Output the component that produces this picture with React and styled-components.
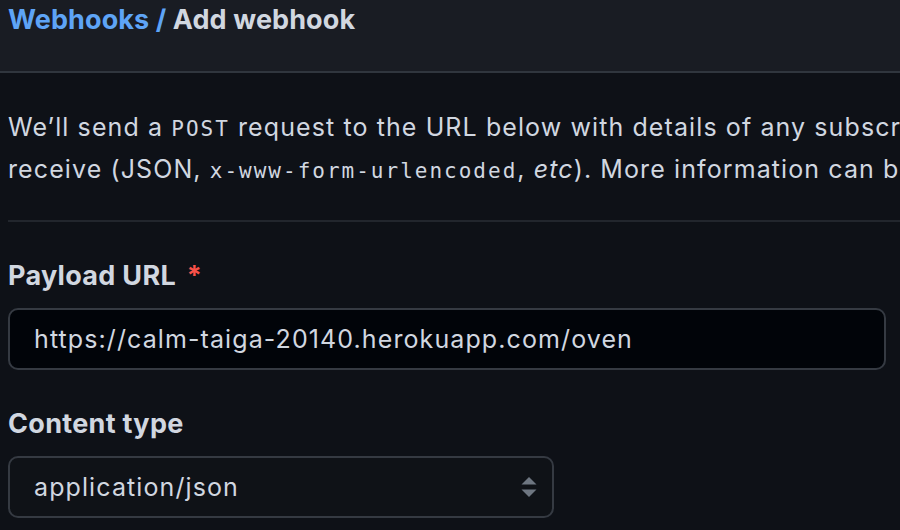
import styled, { createGlobalStyle } from "styled-components";

const GlobalStyle = createGlobalStyle`
    html, body {
        margin: 0;
        padding: 0;
        background-color: #0e1117;
        overflow: hidden;
    }
    body {
        width: 900px;
        height: 530px;
        font-family: Inter, "Liberation Sans", sans-serif;
        color: #d1d7e0;
    }
`;

export default function App() {
    return (
        <>
            <GlobalStyle />
            <Page>
                <Header>
                    <Title>
                        <Crumb>Webhooks /</Crumb> Add webhook
                    </Title>
                </Header>
                <Body>
                    <Intro>
                        We’ll send a <Code>POST</Code> request to the URL below with details of any subscribed events. You can also specify which data format you’d like to
                        <br />
                        receive (JSON, <Code>x-www-form-urlencoded</Code>, <em>etc</em>). More information can be found in our developer documentation.
                    </Intro>
                    <Divider />
                    <Field $top={37}>
                        <Label>
                            Payload URL <Required>*</Required>
                        </Label>
                        <TextInput readOnly value="https://calm-taiga-20140.herokuapp.com/oven" />
                    </Field>
                    <Field $top={37}>
                        <Label>Content type</Label>
                        <SelectBox>
                            <span>application/json</span>
                            <svg width="16" height="22" viewBox="0 0 16 22">
                                <path d="M8 0 L15.5 7.5 L0.5 7.5 Z" fill="#6e7681" />
                                <path d="M8 20 L15.5 12.5 L0.5 12.5 Z" fill="#6e7681" />
                            </svg>
                        </SelectBox>
                    </Field>
                </Body>
            </Page>
        </>
    );
}

const Page = styled.div`
    width: 900px;
    height: 530px;
    overflow: hidden;
`;

const Header = styled.div`
    height: 73px;
    background-color: #191c23;
    border-bottom: 2px solid #30363e;
    padding: 3px 8px 0 8px;
    box-sizing: border-box;
`;

const Title = styled.h1`
    margin: 0;
    font-size: 27px;
    line-height: 34px;
    font-weight: 700;
    letter-spacing: 0.1px;
    color: #d1d7e0;
    white-space: nowrap;
`;

const Crumb = styled.span`
    color: #5ea4f6;
`;

const Body = styled.div`
    padding: 34px 0 0 8px;
`;

const Intro = styled.p`
    margin: 0;
    font-size: 25px;
    line-height: 40px;
    letter-spacing: 1.1px;
    white-space: nowrap;
    color: #d1d7e0;
    em {
        font-style: italic;
    }
`;

const Code = styled.code`
    font-family: "DejaVu Sans Mono", "Liberation Mono", monospace;
    font-size: 21px;
    letter-spacing: 2px;
`;

const Divider = styled.hr`
    border: none;
    height: 2px;
    background-color: #22262d;
    margin: 29px 0 0 0;
`;

const Field = styled.div`
    display: flex;
    flex-direction: column;
    padding-top: ${(props) => props.$top}px;
`;

const Label = styled.label`
    font-size: 27px;
    line-height: 34px;
    font-weight: 700;
    letter-spacing: 0.3px;
    color: #d1d7e0;
    margin-bottom: 15px;
`;

const Required = styled.span`
    color: #f85149;
    margin-left: 4px;
`;

const TextInput = styled.input`
    width: 878px;
    height: 62px;
    box-sizing: border-box;
    background-color: #010409;
    border: 2px solid #353a42;
    border-radius: 10px;
    padding: 0 24px;
    font-family: Inter, "Liberation Sans", sans-serif;
    font-size: 25px;
    letter-spacing: 1.1px;
    color: #d1d7e0;
    outline: none;
`;

const SelectBox = styled.div`
    width: 546px;
    height: 62px;
    box-sizing: border-box;
    display: flex;
    align-items: center;
    justify-content: space-between;
    background-color: #0f1217;
    border: 2px solid #353a42;
    border-radius: 10px;
    padding: 0 15px 0 24px;
    font-size: 25px;
    letter-spacing: 1.1px;
    color: #d1d7e0;
    svg {
        margin-top: 2px;
    }
`;
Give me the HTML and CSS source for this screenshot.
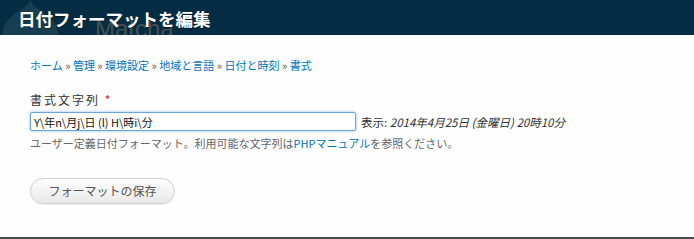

SET PROBLEM |
Leave out the pictures and transcribe the entries above exactly.

RESPONSE |
Output the component that produces this picture with React and styled-components.
import styled, { createGlobalStyle } from "styled-components";

const GlobalStyle = createGlobalStyle`
    html, body {
        margin: 0;
        padding: 0;
        background-color: #0e1117;
        overflow: hidden;
    }
    body {
        width: 900px;
        height: 530px;
        font-family: Inter, "Liberation Sans", sans-serif;
        color: #d1d7e0;
    }
`;

export default function App() {
    return (
        <>
            <GlobalStyle />
            <Page>
                <Header>
                    <Title>
                        <Crumb>Webhooks /</Crumb> Add webhook
                    </Title>
                </Header>
                <Body>
                    <Intro>
                        We’ll send a <Code>POST</Code> request to the URL below with details of any subscribed events. You can also specify which data format you’d like to
                        <br />
                        receive (JSON, <Code>x-www-form-urlencoded</Code>, <em>etc</em>). More information can be found in our developer documentation.
                    </Intro>
                    <Divider />
                    <Field $top={37}>
                        <Label>
                            Payload URL <Required>*</Required>
                        </Label>
                        <TextInput readOnly value="https://calm-taiga-20140.herokuapp.com/oven" />
                    </Field>
                    <Field $top={37}>
                        <Label>Content type</Label>
                        <SelectBox>
                            <span>application/json</span>
                            <svg width="16" height="22" viewBox="0 0 16 22">
                                <path d="M8 0 L15.5 7.5 L0.5 7.5 Z" fill="#6e7681" />
                                <path d="M8 20 L15.5 12.5 L0.5 12.5 Z" fill="#6e7681" />
                            </svg>
                        </SelectBox>
                    </Field>
                </Body>
            </Page>
        </>
    );
}

const Page = styled.div`
    width: 900px;
    height: 530px;
    overflow: hidden;
`;

const Header = styled.div`
    height: 73px;
    background-color: #191c23;
    border-bottom: 2px solid #30363e;
    padding: 3px 8px 0 8px;
    box-sizing: border-box;
`;

const Title = styled.h1`
    margin: 0;
    font-size: 27px;
    line-height: 34px;
    font-weight: 700;
    letter-spacing: 0.1px;
    color: #d1d7e0;
    white-space: nowrap;
`;

const Crumb = styled.span`
    color: #5ea4f6;
`;

const Body = styled.div`
    padding: 34px 0 0 8px;
`;

const Intro = styled.p`
    margin: 0;
    font-size: 25px;
    line-height: 40px;
    letter-spacing: 1.1px;
    white-space: nowrap;
    color: #d1d7e0;
    em {
        font-style: italic;
    }
`;

const Code = styled.code`
    font-family: "DejaVu Sans Mono", "Liberation Mono", monospace;
    font-size: 21px;
    letter-spacing: 2px;
`;

const Divider = styled.hr`
    border: none;
    height: 2px;
    background-color: #22262d;
    margin: 29px 0 0 0;
`;

const Field = styled.div`
    display: flex;
    flex-direction: column;
    padding-top: ${(props) => props.$top}px;
`;

const Label = styled.label`
    font-size: 27px;
    line-height: 34px;
    font-weight: 700;
    letter-spacing: 0.3px;
    color: #d1d7e0;
    margin-bottom: 15px;
`;

const Required = styled.span`
    color: #f85149;
    margin-left: 4px;
`;

const TextInput = styled.input`
    width: 878px;
    height: 62px;
    box-sizing: border-box;
    background-color: #010409;
    border: 2px solid #353a42;
    border-radius: 10px;
    padding: 0 24px;
    font-family: Inter, "Liberation Sans", sans-serif;
    font-size: 25px;
    letter-spacing: 1.1px;
    color: #d1d7e0;
    outline: none;
`;

const SelectBox = styled.div`
    width: 546px;
    height: 62px;
    box-sizing: border-box;
    display: flex;
    align-items: center;
    justify-content: space-between;
    background-color: #0f1217;
    border: 2px solid #353a42;
    border-radius: 10px;
    padding: 0 15px 0 24px;
    font-size: 25px;
    letter-spacing: 1.1px;
    color: #d1d7e0;
    svg {
        margin-top: 2px;
    }
`;
Give me the HTML and CSS source for this screenshot.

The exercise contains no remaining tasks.